-- Stated problem --
Locate each line containing the string "index" and copy it out.

-- Data for the task --
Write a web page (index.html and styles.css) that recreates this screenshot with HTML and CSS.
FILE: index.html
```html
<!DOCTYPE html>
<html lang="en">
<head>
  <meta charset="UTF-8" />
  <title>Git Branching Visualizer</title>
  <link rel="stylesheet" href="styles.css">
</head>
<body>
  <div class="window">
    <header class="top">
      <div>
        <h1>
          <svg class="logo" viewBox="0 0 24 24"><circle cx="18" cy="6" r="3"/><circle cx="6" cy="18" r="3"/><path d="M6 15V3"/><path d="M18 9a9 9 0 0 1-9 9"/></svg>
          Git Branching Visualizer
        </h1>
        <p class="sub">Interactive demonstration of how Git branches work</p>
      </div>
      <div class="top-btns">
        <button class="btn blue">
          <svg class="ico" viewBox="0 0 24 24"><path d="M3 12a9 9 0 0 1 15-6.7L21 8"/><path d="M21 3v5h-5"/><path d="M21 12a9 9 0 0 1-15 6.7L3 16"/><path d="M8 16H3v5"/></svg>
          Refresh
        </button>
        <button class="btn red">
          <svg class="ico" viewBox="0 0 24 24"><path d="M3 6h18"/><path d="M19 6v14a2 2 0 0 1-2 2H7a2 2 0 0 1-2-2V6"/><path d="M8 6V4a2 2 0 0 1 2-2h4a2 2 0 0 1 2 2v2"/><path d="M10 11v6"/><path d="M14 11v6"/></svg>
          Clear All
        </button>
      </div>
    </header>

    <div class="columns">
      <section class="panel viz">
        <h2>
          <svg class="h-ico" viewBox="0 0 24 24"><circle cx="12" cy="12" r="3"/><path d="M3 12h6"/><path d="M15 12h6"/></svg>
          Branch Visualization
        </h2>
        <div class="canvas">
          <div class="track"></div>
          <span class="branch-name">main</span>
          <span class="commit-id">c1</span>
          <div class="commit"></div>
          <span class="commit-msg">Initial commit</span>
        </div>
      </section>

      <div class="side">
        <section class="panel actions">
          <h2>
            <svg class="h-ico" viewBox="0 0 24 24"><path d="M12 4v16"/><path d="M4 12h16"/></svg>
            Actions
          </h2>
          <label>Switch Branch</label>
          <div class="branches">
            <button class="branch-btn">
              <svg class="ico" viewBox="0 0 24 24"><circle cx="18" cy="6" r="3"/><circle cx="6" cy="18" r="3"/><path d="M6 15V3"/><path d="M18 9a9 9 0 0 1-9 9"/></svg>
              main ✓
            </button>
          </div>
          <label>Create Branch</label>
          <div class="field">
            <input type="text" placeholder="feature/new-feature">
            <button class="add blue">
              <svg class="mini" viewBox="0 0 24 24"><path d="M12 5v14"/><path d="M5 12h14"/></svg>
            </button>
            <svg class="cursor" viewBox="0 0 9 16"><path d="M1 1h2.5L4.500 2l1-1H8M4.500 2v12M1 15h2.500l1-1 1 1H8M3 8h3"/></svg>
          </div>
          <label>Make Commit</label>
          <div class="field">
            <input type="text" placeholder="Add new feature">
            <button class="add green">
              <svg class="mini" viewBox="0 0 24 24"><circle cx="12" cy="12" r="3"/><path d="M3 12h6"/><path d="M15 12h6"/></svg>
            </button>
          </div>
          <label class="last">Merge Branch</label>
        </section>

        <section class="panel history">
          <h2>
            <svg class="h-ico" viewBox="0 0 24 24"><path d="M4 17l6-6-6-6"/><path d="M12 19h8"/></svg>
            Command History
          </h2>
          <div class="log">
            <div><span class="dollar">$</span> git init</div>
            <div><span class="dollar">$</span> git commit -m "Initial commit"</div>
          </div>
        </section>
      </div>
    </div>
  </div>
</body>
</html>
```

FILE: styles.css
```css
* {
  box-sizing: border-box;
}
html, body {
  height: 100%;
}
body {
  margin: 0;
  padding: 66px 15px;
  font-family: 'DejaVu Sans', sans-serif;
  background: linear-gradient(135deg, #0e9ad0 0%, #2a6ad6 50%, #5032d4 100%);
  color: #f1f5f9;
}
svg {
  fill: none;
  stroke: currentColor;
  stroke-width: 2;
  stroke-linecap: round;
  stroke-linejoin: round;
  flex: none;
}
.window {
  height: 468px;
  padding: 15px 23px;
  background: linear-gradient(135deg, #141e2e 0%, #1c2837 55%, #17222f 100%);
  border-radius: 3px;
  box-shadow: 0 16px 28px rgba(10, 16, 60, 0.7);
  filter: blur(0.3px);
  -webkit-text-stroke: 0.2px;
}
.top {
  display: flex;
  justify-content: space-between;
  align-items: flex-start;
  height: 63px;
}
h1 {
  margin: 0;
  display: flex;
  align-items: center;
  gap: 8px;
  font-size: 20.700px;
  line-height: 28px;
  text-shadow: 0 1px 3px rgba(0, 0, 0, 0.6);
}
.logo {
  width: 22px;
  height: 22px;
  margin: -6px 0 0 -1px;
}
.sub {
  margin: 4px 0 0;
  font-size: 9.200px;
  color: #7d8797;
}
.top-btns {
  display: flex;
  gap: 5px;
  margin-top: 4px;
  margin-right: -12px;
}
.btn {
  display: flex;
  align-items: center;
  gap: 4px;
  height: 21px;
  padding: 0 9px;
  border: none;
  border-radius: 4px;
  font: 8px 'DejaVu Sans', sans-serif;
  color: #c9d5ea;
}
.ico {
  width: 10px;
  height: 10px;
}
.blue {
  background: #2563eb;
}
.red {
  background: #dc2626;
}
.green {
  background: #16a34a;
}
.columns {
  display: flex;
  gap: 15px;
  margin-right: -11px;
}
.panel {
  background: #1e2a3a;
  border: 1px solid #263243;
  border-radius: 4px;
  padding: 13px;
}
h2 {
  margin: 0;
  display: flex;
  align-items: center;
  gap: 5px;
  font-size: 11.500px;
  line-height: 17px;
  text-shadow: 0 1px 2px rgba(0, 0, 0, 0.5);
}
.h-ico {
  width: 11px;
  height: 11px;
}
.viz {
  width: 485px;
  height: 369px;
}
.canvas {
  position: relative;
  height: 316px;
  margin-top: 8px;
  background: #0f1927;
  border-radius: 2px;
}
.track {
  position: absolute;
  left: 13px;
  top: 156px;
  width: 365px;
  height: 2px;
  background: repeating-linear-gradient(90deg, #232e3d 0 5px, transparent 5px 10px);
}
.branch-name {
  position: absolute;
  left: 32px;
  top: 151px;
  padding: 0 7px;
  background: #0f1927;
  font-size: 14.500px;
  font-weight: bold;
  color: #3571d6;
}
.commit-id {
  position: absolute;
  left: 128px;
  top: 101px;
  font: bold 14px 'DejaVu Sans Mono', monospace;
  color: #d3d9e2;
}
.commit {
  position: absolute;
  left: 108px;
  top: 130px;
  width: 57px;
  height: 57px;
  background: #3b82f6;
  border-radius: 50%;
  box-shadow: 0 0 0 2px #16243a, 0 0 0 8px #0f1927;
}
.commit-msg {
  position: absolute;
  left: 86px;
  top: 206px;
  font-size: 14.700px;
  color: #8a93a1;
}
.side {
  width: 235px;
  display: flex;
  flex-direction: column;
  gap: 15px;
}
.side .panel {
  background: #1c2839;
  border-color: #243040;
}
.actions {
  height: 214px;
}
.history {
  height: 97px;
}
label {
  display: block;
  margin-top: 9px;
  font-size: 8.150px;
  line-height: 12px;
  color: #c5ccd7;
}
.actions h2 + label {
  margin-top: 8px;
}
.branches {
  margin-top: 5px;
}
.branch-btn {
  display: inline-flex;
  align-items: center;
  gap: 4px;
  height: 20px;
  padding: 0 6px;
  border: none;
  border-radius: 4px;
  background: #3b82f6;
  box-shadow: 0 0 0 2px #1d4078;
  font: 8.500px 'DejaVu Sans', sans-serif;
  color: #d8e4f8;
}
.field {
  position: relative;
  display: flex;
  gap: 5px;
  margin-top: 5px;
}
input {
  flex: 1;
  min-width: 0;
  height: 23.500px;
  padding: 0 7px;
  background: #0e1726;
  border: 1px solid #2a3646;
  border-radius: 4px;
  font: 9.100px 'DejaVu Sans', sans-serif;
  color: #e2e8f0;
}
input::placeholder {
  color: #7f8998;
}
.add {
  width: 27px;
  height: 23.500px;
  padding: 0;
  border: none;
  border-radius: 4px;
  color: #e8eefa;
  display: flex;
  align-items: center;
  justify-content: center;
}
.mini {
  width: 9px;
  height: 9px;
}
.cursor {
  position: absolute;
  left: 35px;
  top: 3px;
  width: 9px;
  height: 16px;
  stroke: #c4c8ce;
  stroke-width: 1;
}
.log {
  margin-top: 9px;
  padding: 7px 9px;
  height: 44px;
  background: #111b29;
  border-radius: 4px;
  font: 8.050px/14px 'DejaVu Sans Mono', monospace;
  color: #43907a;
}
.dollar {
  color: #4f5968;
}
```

...

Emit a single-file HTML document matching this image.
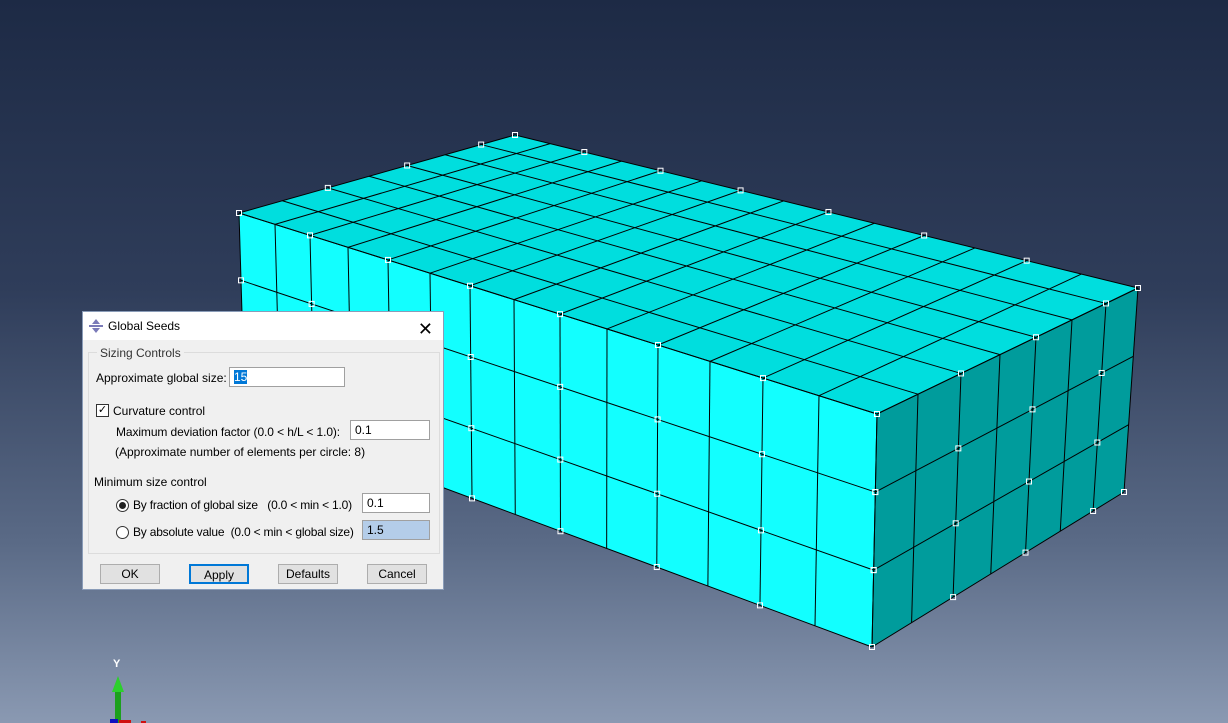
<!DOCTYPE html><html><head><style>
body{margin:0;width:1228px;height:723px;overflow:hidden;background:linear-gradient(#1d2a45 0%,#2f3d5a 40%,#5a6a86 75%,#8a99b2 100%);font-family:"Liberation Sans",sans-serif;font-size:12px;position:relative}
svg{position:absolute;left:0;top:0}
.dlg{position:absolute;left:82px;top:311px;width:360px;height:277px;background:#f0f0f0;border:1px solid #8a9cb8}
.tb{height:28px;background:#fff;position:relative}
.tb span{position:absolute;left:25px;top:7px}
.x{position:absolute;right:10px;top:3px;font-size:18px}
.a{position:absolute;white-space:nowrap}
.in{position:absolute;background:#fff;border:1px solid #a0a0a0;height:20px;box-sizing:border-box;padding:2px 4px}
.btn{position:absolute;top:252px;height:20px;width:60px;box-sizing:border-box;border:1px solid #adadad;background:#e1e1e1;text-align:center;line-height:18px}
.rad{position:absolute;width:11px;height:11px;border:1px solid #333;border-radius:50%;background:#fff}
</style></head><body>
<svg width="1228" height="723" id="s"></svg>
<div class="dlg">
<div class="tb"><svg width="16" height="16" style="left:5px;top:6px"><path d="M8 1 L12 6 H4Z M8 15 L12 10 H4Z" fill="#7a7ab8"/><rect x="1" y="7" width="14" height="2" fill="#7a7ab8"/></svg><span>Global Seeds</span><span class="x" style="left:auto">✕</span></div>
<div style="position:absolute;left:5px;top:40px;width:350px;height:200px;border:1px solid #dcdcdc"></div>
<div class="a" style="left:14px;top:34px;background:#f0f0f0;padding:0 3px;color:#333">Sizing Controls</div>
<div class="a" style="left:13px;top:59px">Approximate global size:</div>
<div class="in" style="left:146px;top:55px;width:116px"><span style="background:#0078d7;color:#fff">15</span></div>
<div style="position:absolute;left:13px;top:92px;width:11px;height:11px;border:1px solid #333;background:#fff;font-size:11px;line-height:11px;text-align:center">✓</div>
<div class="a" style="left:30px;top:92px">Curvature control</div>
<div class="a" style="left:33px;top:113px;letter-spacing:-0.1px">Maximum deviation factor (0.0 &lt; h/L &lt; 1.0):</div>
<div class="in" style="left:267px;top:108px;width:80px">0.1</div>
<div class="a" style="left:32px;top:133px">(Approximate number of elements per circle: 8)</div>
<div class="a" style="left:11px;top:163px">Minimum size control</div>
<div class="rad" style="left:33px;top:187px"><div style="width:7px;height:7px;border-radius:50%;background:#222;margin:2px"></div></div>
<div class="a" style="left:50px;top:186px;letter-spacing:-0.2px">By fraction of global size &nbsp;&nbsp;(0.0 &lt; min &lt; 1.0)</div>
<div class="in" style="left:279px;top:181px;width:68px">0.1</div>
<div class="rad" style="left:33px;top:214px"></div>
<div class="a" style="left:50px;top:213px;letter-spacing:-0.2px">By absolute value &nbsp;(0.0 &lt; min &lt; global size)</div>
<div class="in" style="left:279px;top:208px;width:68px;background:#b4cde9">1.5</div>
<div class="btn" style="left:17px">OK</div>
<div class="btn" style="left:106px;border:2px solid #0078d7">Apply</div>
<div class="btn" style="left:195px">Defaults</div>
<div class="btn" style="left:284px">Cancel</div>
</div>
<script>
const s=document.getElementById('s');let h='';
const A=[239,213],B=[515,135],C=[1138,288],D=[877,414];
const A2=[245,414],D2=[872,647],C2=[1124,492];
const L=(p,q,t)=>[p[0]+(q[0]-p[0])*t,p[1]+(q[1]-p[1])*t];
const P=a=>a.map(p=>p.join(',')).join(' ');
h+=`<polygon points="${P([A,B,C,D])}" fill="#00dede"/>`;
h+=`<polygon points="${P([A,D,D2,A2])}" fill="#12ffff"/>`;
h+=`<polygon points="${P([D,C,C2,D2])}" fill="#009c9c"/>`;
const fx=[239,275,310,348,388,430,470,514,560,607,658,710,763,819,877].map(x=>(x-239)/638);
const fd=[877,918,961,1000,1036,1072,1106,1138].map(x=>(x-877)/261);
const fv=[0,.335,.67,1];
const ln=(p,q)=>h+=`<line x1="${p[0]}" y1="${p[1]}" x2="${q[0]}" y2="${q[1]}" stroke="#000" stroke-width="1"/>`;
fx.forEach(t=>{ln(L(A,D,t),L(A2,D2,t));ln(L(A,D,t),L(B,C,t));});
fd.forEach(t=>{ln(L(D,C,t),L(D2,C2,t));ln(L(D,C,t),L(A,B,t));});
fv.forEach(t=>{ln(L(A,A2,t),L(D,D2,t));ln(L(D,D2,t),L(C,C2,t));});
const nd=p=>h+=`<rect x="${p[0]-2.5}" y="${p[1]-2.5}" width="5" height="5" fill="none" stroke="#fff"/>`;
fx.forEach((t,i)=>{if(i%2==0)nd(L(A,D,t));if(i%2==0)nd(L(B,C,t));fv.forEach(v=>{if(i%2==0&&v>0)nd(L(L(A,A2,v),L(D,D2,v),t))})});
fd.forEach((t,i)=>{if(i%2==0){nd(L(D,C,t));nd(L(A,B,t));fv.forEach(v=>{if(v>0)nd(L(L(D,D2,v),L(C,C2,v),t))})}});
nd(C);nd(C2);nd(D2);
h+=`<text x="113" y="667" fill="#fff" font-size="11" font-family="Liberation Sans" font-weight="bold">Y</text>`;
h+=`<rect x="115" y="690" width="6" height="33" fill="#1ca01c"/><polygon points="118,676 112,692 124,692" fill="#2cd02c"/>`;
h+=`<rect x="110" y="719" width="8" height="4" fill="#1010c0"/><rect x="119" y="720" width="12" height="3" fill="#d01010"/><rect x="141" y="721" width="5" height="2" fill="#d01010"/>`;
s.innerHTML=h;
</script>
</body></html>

-- Solution for this task --
Write a web page (index.html and styles.css) that recreates this screenshot with HTML and CSS.
FILE: index.html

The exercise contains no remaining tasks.